Bugun halen maalesef cevremizde kandil kutlamayan, bunun dini bir olay olmadigini soyleyenlere, kizan hatta olayi dahada otesine goturenler var. Gunumuzde bu tur kutlamalar oyle bir hal aldiki, bilmiyorum soylesem abartmis mi olurum,ama ben de olusan kani o dur. Bu tur kutamalar birer gunah cikartma seyansina sanki donustu. Adam Peygamberi omrunun butun bir bolumunden cikartacak, onun getirdigi ulvi mesajin uzerinde hic kafa yormadan, onu anlamadan okuyp gececek ki onuda yaparsa,  peygamberi sadece ozel gun ve saatlere  hapsedecek ve peygamber asigi, sevdalisi biri olacak, bu is bu kadar ucuzladi mi?! Bu aynen farz namazlari kilmayipta sadece ramazanlarda teravih kilan insanlarin haline dondu. Teravih kilarak farzlari kilmamasinin vicdani rahatsizligini gideren insanlar gibi, bir gunah cikartma operasyonuna donustu sanki. Istisnalar mutlaka olabilir, ama istisnalar kaideyi bozmaz.


Neyse bizim asil deginmek istedigimiz nokta Peygambere itaat konusuydu, ama ustte zikrettigimiz seylerin birazdan sizlere peygambere itaat baglaminda sunacagimiz seylerle yakin alakasi oldugundan, konunun cok daha iyi anlasilacagina, en azindan dusunmek gibi bir nimeti harekete gecirecegini umdugumuz icin yaptik.

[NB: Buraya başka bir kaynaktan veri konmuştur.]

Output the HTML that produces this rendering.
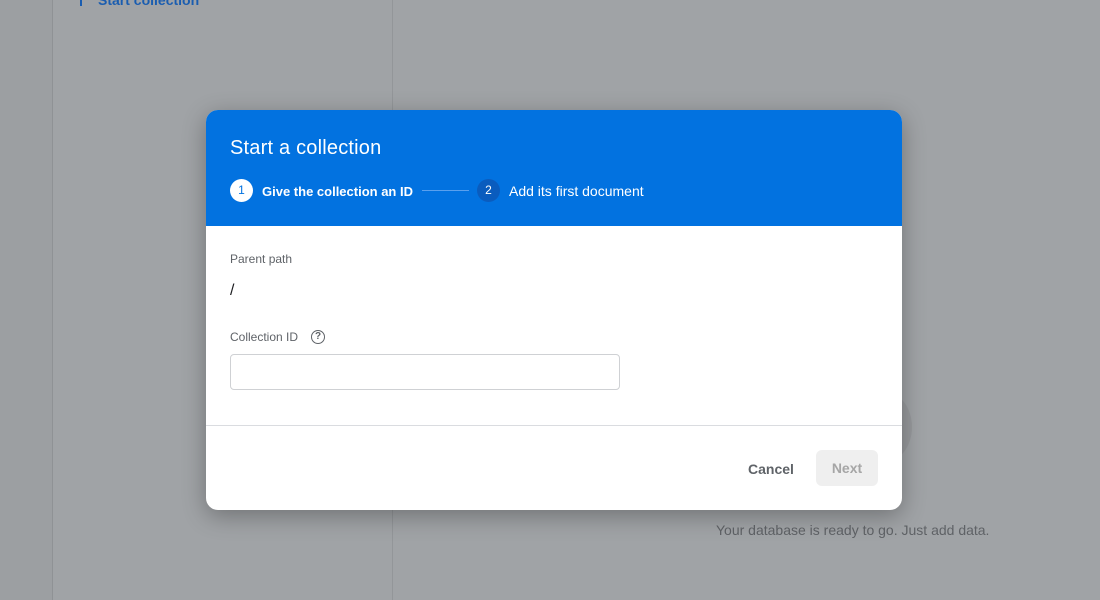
<!DOCTYPE html>
<html><head><meta charset="utf-8"><style>
*{box-sizing:border-box;margin:0;padding:0}
body{width:1100px;height:600px;overflow:hidden;background:#a0a3a6;font-family:"Liberation Sans",Roboto,sans-serif;position:relative}
.strip{position:absolute;left:0;top:0;width:53px;height:600px;background:#9c9fa2;border-right:1px solid #8f9295}
.vl{position:absolute;left:392px;top:0;width:1px;height:600px;background:#939699}
.sc{position:absolute;left:98px;top:-8px;color:#1a5db0;font-size:14px;font-weight:bold}
.bar{position:absolute;left:80px;top:-4px;width:2px;height:10px;background:#1a5db0}
.ready{position:absolute;left:716px;top:522px;color:#5f6266;font-size:14px}
.ghost{position:absolute;left:858px;top:392px;width:54px;height:70px;border-radius:50%;background:#97999c}
.dlg{position:absolute;left:206px;top:110px;width:696px;height:400px;background:#fff;border-radius:12px;overflow:hidden;box-shadow:0 6px 24px rgba(0,0,0,.3)}
.hd{height:116px;background:#0272e0;color:#fff;position:relative}
.hd h1{position:absolute;left:24px;top:27px;font-size:20px;font-weight:normal;letter-spacing:0.2px}
.c{position:absolute;top:69px;width:23px;height:23px;border-radius:50%;font-size:12px;text-align:center;line-height:23px}
.c1{left:24px;background:#fff;color:#0272e0}
.c2{left:271px;background:#0a5cbe;color:#fff}
.t{position:absolute;top:73px;font-size:14px}
.line{position:absolute;left:216px;top:80px;width:47px;height:1px;background:#5aa0ee}
.lbl{position:absolute;left:24px;font-size:12px;color:#5f6368}
.inp{position:absolute;left:24px;top:244px;width:390px;height:36px;border:1px solid #cfd1d4;border-radius:4px}
.sep{position:absolute;left:0;top:315px;width:100%;height:1px;background:#dadce0}
.cancel{position:absolute;left:542px;top:351px;font-size:14px;font-weight:bold;color:#5f6368}
.next{position:absolute;left:610px;top:340px;width:62px;height:36px;border-radius:6px;background:#efefef;color:#a6a6a6;font-size:14px;font-weight:bold;text-align:center;line-height:36px}
.q{position:absolute;left:105px;top:220px;width:14px;height:14px;border:1.5px solid #5f6368;border-radius:50%;font-size:10px;text-align:center;line-height:11px;color:#5f6368;font-weight:bold}
</style></head><body>
<div class="strip"></div><div class="vl"></div>
<div class="ghost"></div>
<div class="bar"></div><div class="sc">Start collection</div>
<div class="ready">Your database is ready to go. Just add data.</div>
<div class="dlg">
 <div class="hd">
  <h1>Start a collection</h1>
  <div class="c c1">1</div><div class="t" style="left:56px;top:74px;font-weight:bold;font-size:13px">Give the collection an ID</div>
  <div class="line"></div>
  <div class="c c2">2</div><div class="t" style="left:303px">Add its first document</div>
 </div>
 <div class="lbl" style="top:142px">Parent path</div>
 <div style="position:absolute;left:24px;top:172px;font-size:16px;color:#202124">/</div>
 <div class="lbl" style="top:220px">Collection ID</div>
 <div class="q">?</div>
 <div class="inp"></div>
 <div class="sep"></div>
 <div class="cancel">Cancel</div>
 <div class="next">Next</div>
</div>
</body></html>
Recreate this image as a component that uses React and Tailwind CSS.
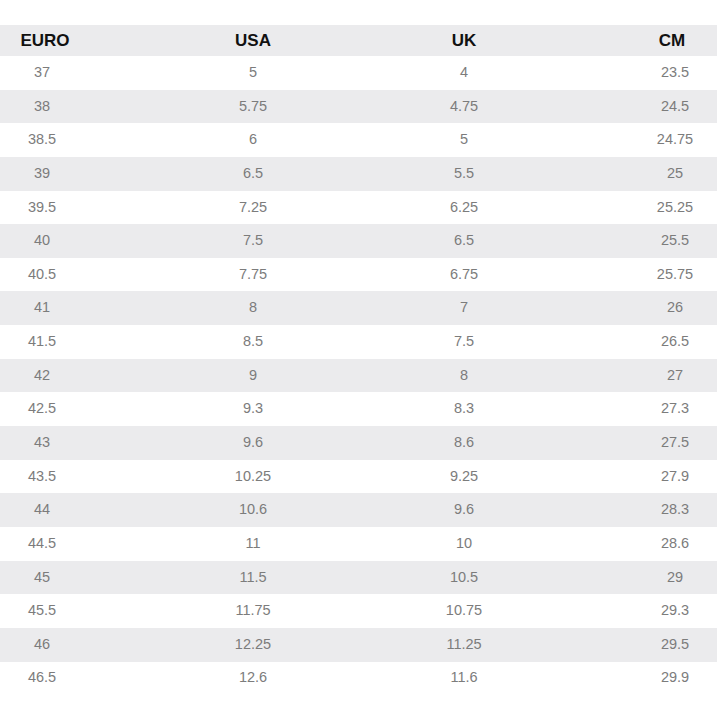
import React from "react";

const rows = [
  ["37", "5", "4", "23.5"],
  ["38", "5.75", "4.75", "24.5"],
  ["38.5", "6", "5", "24.75"],
  ["39", "6.5", "5.5", "25"],
  ["39.5", "7.25", "6.25", "25.25"],
  ["40", "7.5", "6.5", "25.5"],
  ["40.5", "7.75", "6.75", "25.75"],
  ["41", "8", "7", "26"],
  ["41.5", "8.5", "7.5", "26.5"],
  ["42", "9", "8", "27"],
  ["42.5", "9.3", "8.3", "27.3"],
  ["43", "9.6", "8.6", "27.5"],
  ["43.5", "10.25", "9.25", "27.9"],
  ["44", "10.6", "9.6", "28.3"],
  ["44.5", "11", "10", "28.6"],
  ["45", "11.5", "10.5", "29"],
  ["45.5", "11.75", "10.75", "29.3"],
  ["46", "12.25", "11.25", "29.5"],
  ["46.5", "12.6", "11.6", "29.9"],
];

export default function App() {
  return (
    <div
      className="w-[717px] h-[717px] bg-white pt-[25px] overflow-hidden"
      style={{ fontFamily: '"Liberation Sans", Arial, sans-serif' }}
    >
      <div className="grid grid-cols-[80px_80px_80px_80px] gap-x-[131px] pl-[2px] h-[31px] items-center bg-[#ebebed] text-[17px] font-bold text-[#111]">
        <div className="text-center pl-[6px]">EURO</div>
        <div className="text-center">USA</div>
        <div className="text-center">UK</div>
        <div className="text-center pr-[6px]">CM</div>
      </div>
      {rows.map((r, i) => (
        <div
          key={r[0]}
          className={`grid grid-cols-[80px_80px_80px_80px] gap-x-[131px] pl-[2px] h-[33.65px] items-center text-[14.5px] text-[#7c7c7c] ${
            i % 2 === 1 ? "bg-[#ebebed]" : "bg-white"
          }`}
        >
          {r.map((c, j) => (
            <div key={j} className="text-center">
              {c}
            </div>
          ))}
        </div>
      ))}
    </div>
  );
}
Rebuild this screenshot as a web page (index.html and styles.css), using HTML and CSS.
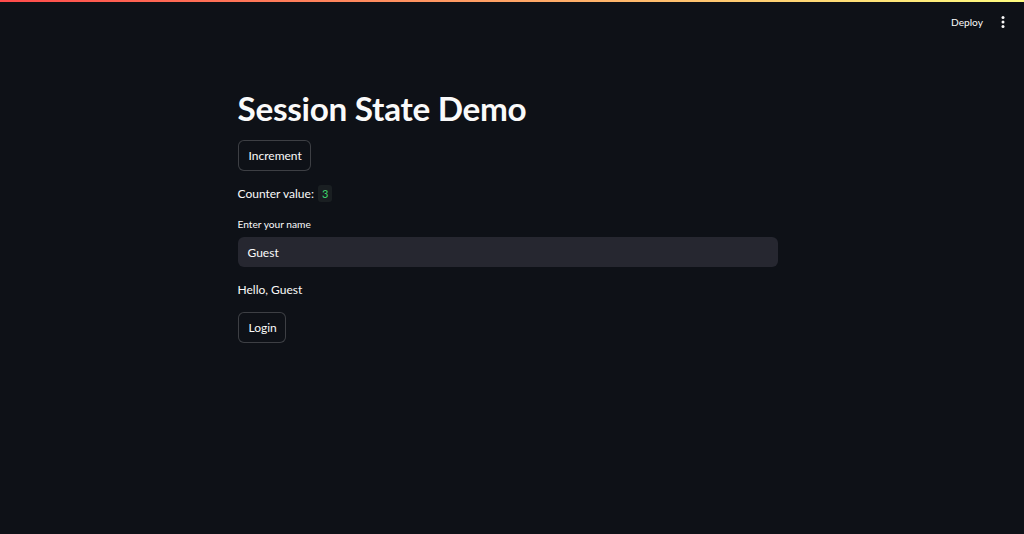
FILE: index.html
```html
<!DOCTYPE html>
<html>
<head>
<meta charset="utf-8">
<link rel="stylesheet" href="styles.css">
</head>
<body>
<div class="decoration"></div>
<header class="toolbar">
  <span class="deploy">Deploy</span>
  <span class="menu" aria-label="Main menu">
    <svg width="4" height="12" viewBox="0 0 4 12"><circle cx="2" cy="1.6" r="1.5" fill="#fafafa"/><circle cx="2" cy="6" r="1.5" fill="#fafafa"/><circle cx="2" cy="10.4" r="1.5" fill="#fafafa"/></svg>
  </span>
</header>
<main class="wrap">
  <div class="block">
    <h1 class="title">Session State Demo</h1>
    <button class="btn btn-increment">Increment</button>
    <p class="text counter">Counter value: <code class="code">3</code></p>
    <label class="label">Enter your name</label>
    <div class="input">Guest</div>
    <p class="text hello">Hello, Guest</p>
    <button class="btn btn-login">Login</button>
  </div>
</main>
</body>
</html>
```
FILE: styles.css
```css
html, body {
  margin: 0;
  padding: 0;
  background: #0e1117;
  color: #fafafa;
  font-family: Lato, "Liberation Sans", sans-serif;
  height: 100%;
  overflow: hidden;
}
.decoration {
  height: 2px;
  background: linear-gradient(90deg, #ff4b4b, #fffd80);
}
.toolbar {
  height: 40px;
  display: flex;
  align-items: center;
  justify-content: flex-end;
  padding-right: 19px;
  gap: 18px;
}
.deploy {
  font-size: 10.2px;
  color: #fafafa;
  line-height: 16px;
}
.menu {
  display: flex;
  align-items: center;
}
.wrap {
  display: flex;
  justify-content: center;
  padding-right: 9px;
}
.block {
  width: 540px;
  display: flex;
  flex-direction: column;
  align-items: flex-start;
  padding-top: 45px;
}
.title {
  margin: 0;
  font-size: 33.3px;
  font-weight: 700;
  line-height: 42px;
  letter-spacing: -0.3px;
}
.btn {
  margin-top: 11px;
  height: 31px;
  padding: 0 10px;
  border: 1px solid rgba(250, 250, 250, 0.2);
  border-radius: 6px;
  background: #0e1117;
  color: #fafafa;
  font-family: inherit;
  font-size: 12px;
}
.btn-increment {
  width: 73px;
}
.btn-login {
  margin-top: 12px;
  width: 48px;
}
.text {
  margin: 13px 0 0;
  font-size: 12px;
  line-height: 20px;
}
.hello {
  margin-top: 13px;
}
.code {
  font-family: Lato, sans-serif;
  font-size: 11px;
  color: #3dd56d;
  background: #1a1f22;
  padding: 2px 4px;
  border-radius: 3px;
  margin-left: 1px;
}
.label {
  margin-top: 12px;
  font-size: 10.2px;
  line-height: 16px;
}
.input {
  margin-top: 5px;
  width: 540px;
  box-sizing: border-box;
  height: 30px;
  background: #262730;
  border-radius: 6px;
  padding: 0 10px;
  display: flex;
  align-items: center;
  font-size: 12px;
}
```
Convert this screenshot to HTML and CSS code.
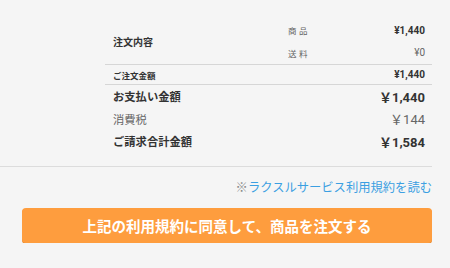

Simdi peygambere itaat nedir, nasil olmalidir. peygambere itaat, onu ornek almak, peygamberden geldi diye onumuze surulen hadis-i seriflere uymak mi, yoksa baska birsey mi, bu konuda Kur’an bize ne diyor ona bakalim.

 

RESULE ITAAT AMA NASIL:

“Muhammed, adamlarınızdan herhangi birisinin babası olmadı. Ancak o ALLAH’ın elçisi (rasulü) ve son peygamber (nebi) oldu. ALLAH her şeyi iyi bilir.”[3]


Ayeti kerimeye dikkat edilirse burada peygamberin iki sifati one cikmaktadir ALLAHIN RASULU VE NEBI olusu. Peygambere itaati Rasul kavramini anlamadan, bu kelimeyi tahlil etmeden anlamamiz kesinlikle mumkun degildir. Anlaşılanda ancak yanlış anlamadan ibaret olur.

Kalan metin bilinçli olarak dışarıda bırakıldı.